→ **Written request**: Your task is to transcribe all of the data below exactly, omitting the images.

→ **Given data**:
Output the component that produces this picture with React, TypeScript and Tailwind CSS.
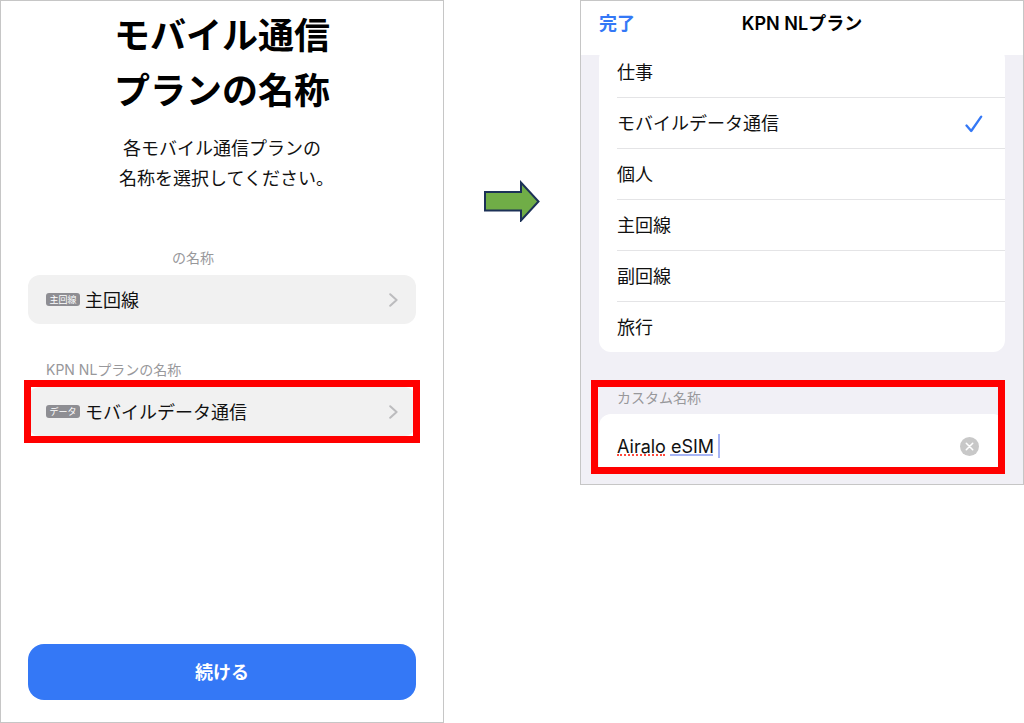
import { useState } from 'react';

const planLabels = ['仕事', 'モバイルデータ通信', '個人', '主回線', '副回線', '旅行'];

export default function App() {
  return (
    <main className="grid min-h-screen grid-cols-[444fr_136fr_444fr] items-start bg-white font-['Inter','Noto_Sans_CJK_JP',sans-serif] text-lg text-[#111111]">
      <PlanNameScreen />
      <div className="flex justify-center pt-[180px]">
        <StepArrow />
      </div>
      <LabelPickerScreen />
    </main>
  );
}

function PlanNameScreen() {
  return (
    <section className="flex min-h-screen flex-col border border-[#c6c6c6] px-[27px] pt-2 pb-[22px]">
      <h1 className="text-center text-4xl leading-[55px] font-bold text-black">
        モバイル通信
        <br />
        プランの名称
      </h1>
      <p className="mt-[15px] text-center leading-[30px]">
        各モバイル通信プランの
        <br />
        名称を選択してください<span className="[font-feature-settings:'halt']">。</span>
      </p>
      <div className="mt-[54px] flex flex-col gap-9">
        <div>
          <h2 className="mb-[7px] pl-36 text-sm leading-5 text-[#98989b]">の名称</h2>
          <PlanRow badge="主回線" name="主回線" />
        </div>
        <div>
          <h2 className="mb-[7px] pl-[18px] text-sm leading-5 text-[#98989b]">KPN NLプランの名称</h2>
          <div className="relative">
            <PlanRow badge="データ" name="モバイルデータ通信" />
            <div className="pointer-events-none absolute -inset-x-1 -inset-y-[7px] border-[7px] border-[#ff0000]" />
          </div>
        </div>
      </div>
      <button
        type="button"
        className="mt-auto h-14 w-full rounded-2xl bg-[#3478f6] pt-0.5 font-bold text-white"
      >
        続ける
      </button>
    </section>
  );
}

function PlanRow({ badge, name }: { badge: string; name: string }) {
  return (
    <button
      type="button"
      className="flex h-[49px] w-full items-center rounded-xl bg-[#f1f1f1] px-[18px] text-left"
    >
      <span className="mr-[5px] flex h-[13px] w-[34px] items-center justify-center rounded-[3px] bg-[#8e8e93] text-[9px] leading-3 text-white">
        {badge}
      </span>
      <span className="flex-1 pt-0.5">{name}</span>
      <svg className="h-3.5 w-[9px]" viewBox="0 0 9 14" fill="none" stroke="#bcbcbe" strokeWidth="2" strokeLinecap="round" strokeLinejoin="round">
        <path d="M1.2 1.2 7.6 7l-6.4 5.8" />
      </svg>
    </button>
  );
}

function StepArrow() {
  return (
    <svg className="h-[42px] w-[58px]" viewBox="0 0 58 42" fill="#70ad47" stroke="#1c3157" strokeWidth="2">
      <path d="M2 12H38V2.5L55.500 21.5 38 40.500V30.500H2Z" />
    </svg>
  );
}

function LabelPickerScreen() {
  const [selected, setSelected] = useState('モバイルデータ通信');
  const [custom, setCustom] = useState('Airalo eSIM ');
  return (
    <section className="border border-[#c6c6c6] bg-[#f1f0f6] pb-2.5">
      <header className="grid h-[54px] grid-cols-[1fr_auto_1fr] items-start bg-white px-[18px] pt-2">
        <button type="button" className="justify-self-start leading-[30px] font-bold text-[#3478f6]">
          完了
        </button>
        <h2 className="leading-[30px] font-semibold text-black">KPN NLプラン</h2>
      </header>
      <div className="overflow-hidden px-[18px]">
        <div role="radiogroup" aria-label="名称" className="-mt-2 rounded-xl bg-white pl-[18px]">
          {planLabels.map((label) => (
            <label
              key={label}
              className="relative flex h-[51px] items-center justify-between border-b border-[#e4e4e6] pt-0.5 pr-[22px] last:h-[50px] last:border-b-0"
            >
              <input
                type="radio"
                name="plan-label"
                className="peer sr-only"
                checked={selected === label}
                onChange={() => setSelected(label)}
              />
              <span>{label}</span>
              <svg className="invisible h-[18px] w-[18px] peer-checked:visible" viewBox="0 0 18 18" fill="none" stroke="#3478f6" strokeWidth="2.300" strokeLinecap="round" strokeLinejoin="round">
                <path d="M1.500 10.500 6.200 16 16.200 1.600" />
              </svg>
            </label>
          ))}
        </div>
      </div>
      <div className="relative mx-[18px] mt-7 pt-2">
        <label htmlFor="custom-name" className="mb-1.5 block pl-[18px] text-sm leading-5 text-[#98989b]">
          カスタム名称
        </label>
        <div className="flex h-[60px] items-center rounded-t-xl bg-white pt-1 pr-[26px] pl-[18px]">
          <div className="relative flex-1">
            <input
              id="custom-name"
              type="text"
              value={custom}
              onChange={(e) => setCustom(e.target.value)}
              className="block h-8 w-full outline-none"
            />
            {custom === 'Airalo eSIM ' && (
              <>
                <span className="absolute bottom-1.5 left-0 w-12 border-b-2 border-dotted border-[#ff4a3d]" />
                <span className="absolute bottom-1.5 left-[53px] w-[43px] border-b-2 border-[#a6b4f5]" />
                <span className="absolute top-1 left-[101px] h-6 w-0.5 bg-[#a6b4f5]" />
              </>
            )}
          </div>
          <button type="button" aria-label="消去" onClick={() => setCustom('')}>
            <svg className="h-[19px] w-[19px]" viewBox="0 0 19 19" fill="none">
              <circle cx="9.5" cy="9.5" r="9.5" fill="#c8c8c8" />
              <path d="m6.300 6.300 6.400 6.400m0-6.400-6.400 6.400" stroke="#ffffff" strokeWidth="1.600" strokeLinecap="round" />
            </svg>
          </button>
        </div>
        <div className="pointer-events-none absolute inset-y-0 right-0 -left-2 border-[7px] border-[#ff0000]" />
      </div>
    </section>
  );
}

→ **Final answer**:
Output the component that produces this picture with React, TypeScript and Tailwind CSS.
import { useState } from 'react';

const planLabels = ['仕事', 'モバイルデータ通信', '個人', '主回線', '副回線', '旅行'];

export default function App() {
  return (
    <main className="grid min-h-screen grid-cols-[444fr_136fr_444fr] items-start bg-white font-['Inter','Noto_Sans_CJK_JP',sans-serif] text-lg text-[#111111]">
      <PlanNameScreen />
      <div className="flex justify-center pt-[180px]">
        <StepArrow />
      </div>
      <LabelPickerScreen />
    </main>
  );
}

function PlanNameScreen() {
  return (
    <section className="flex min-h-screen flex-col border border-[#c6c6c6] px-[27px] pt-2 pb-[22px]">
      <h1 className="text-center text-4xl leading-[55px] font-bold text-black">
        モバイル通信
        <br />
        プランの名称
      </h1>
      <p className="mt-[15px] text-center leading-[30px]">
        各モバイル通信プランの
        <br />
        名称を選択してください<span className="[font-feature-settings:'halt']">。</span>
      </p>
      <div className="mt-[54px] flex flex-col gap-9">
        <div>
          <h2 className="mb-[7px] pl-36 text-sm leading-5 text-[#98989b]">の名称</h2>
          <PlanRow badge="主回線" name="主回線" />
        </div>
        <div>
          <h2 className="mb-[7px] pl-[18px] text-sm leading-5 text-[#98989b]">KPN NLプランの名称</h2>
          <div className="relative">
            <PlanRow badge="データ" name="モバイルデータ通信" />
            <div className="pointer-events-none absolute -inset-x-1 -inset-y-[7px] border-[7px] border-[#ff0000]" />
          </div>
        </div>
      </div>
      <button
        type="button"
        className="mt-auto h-14 w-full rounded-2xl bg-[#3478f6] pt-0.5 font-bold text-white"
      >
        続ける
      </button>
    </section>
  );
}

function PlanRow({ badge, name }: { badge: string; name: string }) {
  return (
    <button
      type="button"
      className="flex h-[49px] w-full items-center rounded-xl bg-[#f1f1f1] px-[18px] text-left"
    >
      <span className="mr-[5px] flex h-[13px] w-[34px] items-center justify-center rounded-[3px] bg-[#8e8e93] text-[9px] leading-3 text-white">
        {badge}
      </span>
      <span className="flex-1 pt-0.5">{name}</span>
      <svg className="h-3.5 w-[9px]" viewBox="0 0 9 14" fill="none" stroke="#bcbcbe" strokeWidth="2" strokeLinecap="round" strokeLinejoin="round">
        <path d="M1.2 1.2 7.6 7l-6.4 5.8" />
      </svg>
    </button>
  );
}

function StepArrow() {
  return (
    <svg className="h-[42px] w-[58px]" viewBox="0 0 58 42" fill="#70ad47" stroke="#1c3157" strokeWidth="2">
      <path d="M2 12H38V2.5L55.500 21.5 38 40.500V30.500H2Z" />
    </svg>
  );
}

function LabelPickerScreen() {
  const [selected, setSelected] = useState('モバイルデータ通信');
  const [custom, setCustom] = useState('Airalo eSIM ');
  return (
    <section className="border border-[#c6c6c6] bg-[#f1f0f6] pb-2.5">
      <header className="grid h-[54px] grid-cols-[1fr_auto_1fr] items-start bg-white px-[18px] pt-2">
        <button type="button" className="justify-self-start leading-[30px] font-bold text-[#3478f6]">
          完了
        </button>
        <h2 className="leading-[30px] font-semibold text-black">KPN NLプラン</h2>
      </header>
      <div className="overflow-hidden px-[18px]">
        <div role="radiogroup" aria-label="名称" className="-mt-2 rounded-xl bg-white pl-[18px]">
          {planLabels.map((label) => (
            <label
              key={label}
              className="relative flex h-[51px] items-center justify-between border-b border-[#e4e4e6] pt-0.5 pr-[22px] last:h-[50px] last:border-b-0"
            >
              <input
                type="radio"
                name="plan-label"
                className="peer sr-only"
                checked={selected === label}
                onChange={() => setSelected(label)}
              />
              <span>{label}</span>
              <svg className="invisible h-[18px] w-[18px] peer-checked:visible" viewBox="0 0 18 18" fill="none" stroke="#3478f6" strokeWidth="2.300" strokeLinecap="round" strokeLinejoin="round">
                <path d="M1.500 10.500 6.200 16 16.200 1.600" />
              </svg>
            </label>
          ))}
        </div>
      </div>
      <div className="relative mx-[18px] mt-7 pt-2">
        <label htmlFor="custom-name" className="mb-1.5 block pl-[18px] text-sm leading-5 text-[#98989b]">
          カスタム名称
        </label>
        <div className="flex h-[60px] items-center rounded-t-xl bg-white pt-1 pr-[26px] pl-[18px]">
          <div className="relative flex-1">
            <input
              id="custom-name"
              type="text"
              value={custom}
              onChange={(e) => setCustom(e.target.value)}
              className="block h-8 w-full outline-none"
            />
            {custom === 'Airalo eSIM ' && (
              <>
                <span className="absolute bottom-1.5 left-0 w-12 border-b-2 border-dotted border-[#ff4a3d]" />
                <span className="absolute bottom-1.5 left-[53px] w-[43px] border-b-2 border-[#a6b4f5]" />
                <span className="absolute top-1 left-[101px] h-6 w-0.5 bg-[#a6b4f5]" />
              </>
            )}
          </div>
          <button type="button" aria-label="消去" onClick={() => setCustom('')}>
            <svg className="h-[19px] w-[19px]" viewBox="0 0 19 19" fill="none">
              <circle cx="9.5" cy="9.5" r="9.5" fill="#c8c8c8" />
              <path d="m6.300 6.300 6.400 6.400m0-6.400-6.400 6.400" stroke="#ffffff" strokeWidth="1.600" strokeLinecap="round" />
            </svg>
          </button>
        </div>
        <div className="pointer-events-none absolute inset-y-0 right-0 -left-2 border-[7px] border-[#ff0000]" />
      </div>
    </section>
  );
}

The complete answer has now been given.